Set exercise. Quote all of the data that follows exactly as written, skipping the images.

═════ Given data

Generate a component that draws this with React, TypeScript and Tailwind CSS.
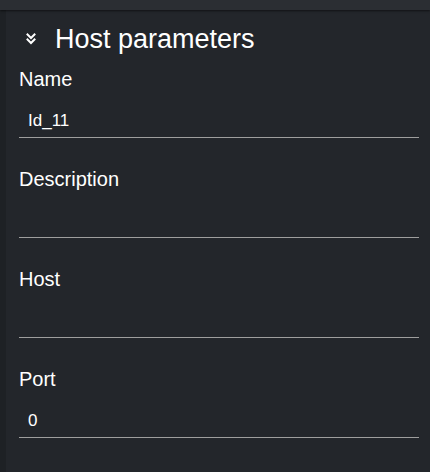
import React from 'react';

interface FieldProps {
  label: string;
  value?: string;
}

const Field: React.FC<FieldProps> = ({ label, value }) => (
  <div className="flex flex-col">
    <label className="h-[24px] text-[20px] leading-[24px] text-white">{label}</label>
    <div className="mt-[20px] h-[27px] border-b border-[#9e9e9e] pb-[6px] pl-[9px] text-[17px] leading-[20px] text-white">
      {value}
    </div>
  </div>
);

const DoubleChevron = () => (
  <svg width="10" height="12" viewBox="0 0 10 12" fill="none" stroke="#ffffff" strokeWidth="2" strokeLinecap="square">
    <path d="M1.5 1.5 L5 5 L8.5 1.5" />
    <path d="M1.5 6.5 L5 10 L8.5 6.5" />
  </svg>
);

export default function App() {
  return (
    <div className="flex h-[472px] w-[430px] flex-col overflow-hidden bg-[#23262b] font-['Liberation_Sans',Arial,sans-serif] text-white">
      <div className="relative z-10 h-[10px] shrink-0 bg-[#2b2e33] shadow-[0_1px_2px_rgba(0,0,0,0.55)]" />
      <div className="flex flex-1">
        <div className="w-[6px] shrink-0 bg-[#1e2125]" />
        <div className="flex-1 pl-[13px] pr-[11px]">
          <div className="mt-[13px] flex h-[32px] items-center">
            <span className="ml-[7px] mr-[19px] flex items-center">
              <DoubleChevron />
            </span>
            <h2 className="text-[27px] leading-[32px] font-normal">Host parameters</h2>
          </div>
          <div className="mt-[12px] flex flex-col gap-[29px]">
            <Field label="Name" value="Id_11" />
            <Field label="Description" />
            <Field label="Host" />
            <Field label="Port" value="0" />
          </div>
        </div>
      </div>
    </div>
  );
}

══════════

Solution.
Generate a component that draws this with React, TypeScript and Tailwind CSS.
import React from 'react';

interface FieldProps {
  label: string;
  value?: string;
}

const Field: React.FC<FieldProps> = ({ label, value }) => (
  <div className="flex flex-col">
    <label className="h-[24px] text-[20px] leading-[24px] text-white">{label}</label>
    <div className="mt-[20px] h-[27px] border-b border-[#9e9e9e] pb-[6px] pl-[9px] text-[17px] leading-[20px] text-white">
      {value}
    </div>
  </div>
);

const DoubleChevron = () => (
  <svg width="10" height="12" viewBox="0 0 10 12" fill="none" stroke="#ffffff" strokeWidth="2" strokeLinecap="square">
    <path d="M1.5 1.5 L5 5 L8.5 1.5" />
    <path d="M1.5 6.5 L5 10 L8.5 6.5" />
  </svg>
);

export default function App() {
  return (
    <div className="flex h-[472px] w-[430px] flex-col overflow-hidden bg-[#23262b] font-['Liberation_Sans',Arial,sans-serif] text-white">
      <div className="relative z-10 h-[10px] shrink-0 bg-[#2b2e33] shadow-[0_1px_2px_rgba(0,0,0,0.55)]" />
      <div className="flex flex-1">
        <div className="w-[6px] shrink-0 bg-[#1e2125]" />
        <div className="flex-1 pl-[13px] pr-[11px]">
          <div className="mt-[13px] flex h-[32px] items-center">
            <span className="ml-[7px] mr-[19px] flex items-center">
              <DoubleChevron />
            </span>
            <h2 className="text-[27px] leading-[32px] font-normal">Host parameters</h2>
          </div>
          <div className="mt-[12px] flex flex-col gap-[29px]">
            <Field label="Name" value="Id_11" />
            <Field label="Description" />
            <Field label="Host" />
            <Field label="Port" value="0" />
          </div>
        </div>
      </div>
    </div>
  );
}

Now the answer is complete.